Do this — Copy out the data below as written; omit any images.

Data section —
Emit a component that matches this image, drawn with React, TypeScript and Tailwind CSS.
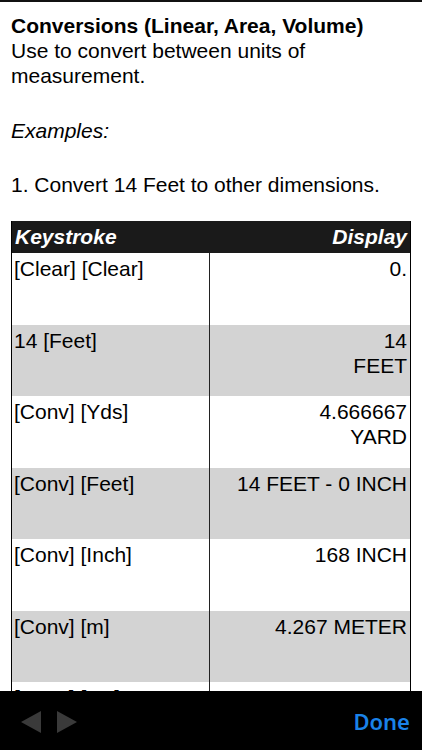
const rows: { key: string; display: string[]; gray: boolean }[] = [
  { key: "[Clear] [Clear]", display: ["0."], gray: false },
  { key: "14 [Feet]", display: ["14", "FEET"], gray: true },
  { key: "[Conv] [Yds]", display: ["4.666667", "YARD"], gray: false },
  { key: "[Conv] [Feet]", display: ["14 FEET - 0 INCH"], gray: true },
  { key: "[Conv] [Inch]", display: ["168 INCH"], gray: false },
  { key: "[Conv] [m]", display: ["4.267 METER"], gray: true },
  { key: "[Conv] [cm]", display: ["426.72", "CM"], gray: false },
]

export default function App() {
  return (
    <div className="w-[422px] h-[750px] flex flex-col bg-white overflow-hidden text-black" style={{ fontFamily: '"Liberation Sans", Arial, sans-serif' }}>
      <div className="h-[2px] bg-[#111] shrink-0" />
      <div className="flex-1 overflow-hidden pl-[11px] pr-[11px]">
        <div className="pt-[11px] text-[21px] leading-[25px]">
          <h1 className="font-bold">Conversions (Linear, Area, Volume)</h1>
          <p>Use to convert between units of measurement.</p>
          <p className="italic mt-[30px]">Examples:</p>
          <p className="mt-[29px]">1. Convert 14 Feet to other dimensions.</p>
        </div>

        <div className="mt-[24px] w-[400px] border-x-[1.5px] border-black">
          <div className="flex h-[32px] items-center bg-[#1a1a1a] text-white font-bold italic text-[21px] px-[3px]">
            <span className="flex-1">Keystroke</span>
            <span>Display</span>
          </div>
          {rows.map((r) => (
            <div key={r.key} className={`flex h-[71.5px] text-[21px] leading-[25px] ${r.gray ? "bg-[#d3d3d3]" : "bg-white"}`}>
              <div className="w-[198px] pl-[2px] pt-[3px] border-r-[1.5px] border-[#222]">{r.key}</div>
              <div className="flex-1 text-right pr-[3px] pt-[3px]">
                {r.display.map((d) => (
                  <div key={d}>{d}</div>
                ))}
              </div>
            </div>
          ))}
        </div>
      </div>

      <div className="h-[59px] shrink-0 bg-black flex items-center justify-between pl-[21px] pr-[12px]">
        <div className="flex items-center gap-[16px] pt-[2px]">
          <svg width="20" height="22" viewBox="0 0 20 22">
            <polygon points="20,0 20,22 0,11" fill="#3a3a3a" />
          </svg>
          <svg width="20" height="22" viewBox="0 0 20 22">
            <polygon points="0,0 0,22 20,11" fill="#3a3a3a" />
          </svg>
        </div>
        <span className="text-[#1a82e8] text-[22px] font-semibold pt-[2px]" style={{ fontFamily: '"Noto Sans", "Liberation Sans", sans-serif' }}>Done</span>
      </div>
    </div>
  )
}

Complete output —
Emit a component that matches this image, drawn with React, TypeScript and Tailwind CSS.
const rows: { key: string; display: string[]; gray: boolean }[] = [
  { key: "[Clear] [Clear]", display: ["0."], gray: false },
  { key: "14 [Feet]", display: ["14", "FEET"], gray: true },
  { key: "[Conv] [Yds]", display: ["4.666667", "YARD"], gray: false },
  { key: "[Conv] [Feet]", display: ["14 FEET - 0 INCH"], gray: true },
  { key: "[Conv] [Inch]", display: ["168 INCH"], gray: false },
  { key: "[Conv] [m]", display: ["4.267 METER"], gray: true },
  { key: "[Conv] [cm]", display: ["426.72", "CM"], gray: false },
]

export default function App() {
  return (
    <div className="w-[422px] h-[750px] flex flex-col bg-white overflow-hidden text-black" style={{ fontFamily: '"Liberation Sans", Arial, sans-serif' }}>
      <div className="h-[2px] bg-[#111] shrink-0" />
      <div className="flex-1 overflow-hidden pl-[11px] pr-[11px]">
        <div className="pt-[11px] text-[21px] leading-[25px]">
          <h1 className="font-bold">Conversions (Linear, Area, Volume)</h1>
          <p>Use to convert between units of measurement.</p>
          <p className="italic mt-[30px]">Examples:</p>
          <p className="mt-[29px]">1. Convert 14 Feet to other dimensions.</p>
        </div>

        <div className="mt-[24px] w-[400px] border-x-[1.5px] border-black">
          <div className="flex h-[32px] items-center bg-[#1a1a1a] text-white font-bold italic text-[21px] px-[3px]">
            <span className="flex-1">Keystroke</span>
            <span>Display</span>
          </div>
          {rows.map((r) => (
            <div key={r.key} className={`flex h-[71.5px] text-[21px] leading-[25px] ${r.gray ? "bg-[#d3d3d3]" : "bg-white"}`}>
              <div className="w-[198px] pl-[2px] pt-[3px] border-r-[1.5px] border-[#222]">{r.key}</div>
              <div className="flex-1 text-right pr-[3px] pt-[3px]">
                {r.display.map((d) => (
                  <div key={d}>{d}</div>
                ))}
              </div>
            </div>
          ))}
        </div>
      </div>

      <div className="h-[59px] shrink-0 bg-black flex items-center justify-between pl-[21px] pr-[12px]">
        <div className="flex items-center gap-[16px] pt-[2px]">
          <svg width="20" height="22" viewBox="0 0 20 22">
            <polygon points="20,0 20,22 0,11" fill="#3a3a3a" />
          </svg>
          <svg width="20" height="22" viewBox="0 0 20 22">
            <polygon points="0,0 0,22 20,11" fill="#3a3a3a" />
          </svg>
        </div>
        <span className="text-[#1a82e8] text-[22px] font-semibold pt-[2px]" style={{ fontFamily: '"Noto Sans", "Liberation Sans", sans-serif' }}>Done</span>
      </div>
    </div>
  )
}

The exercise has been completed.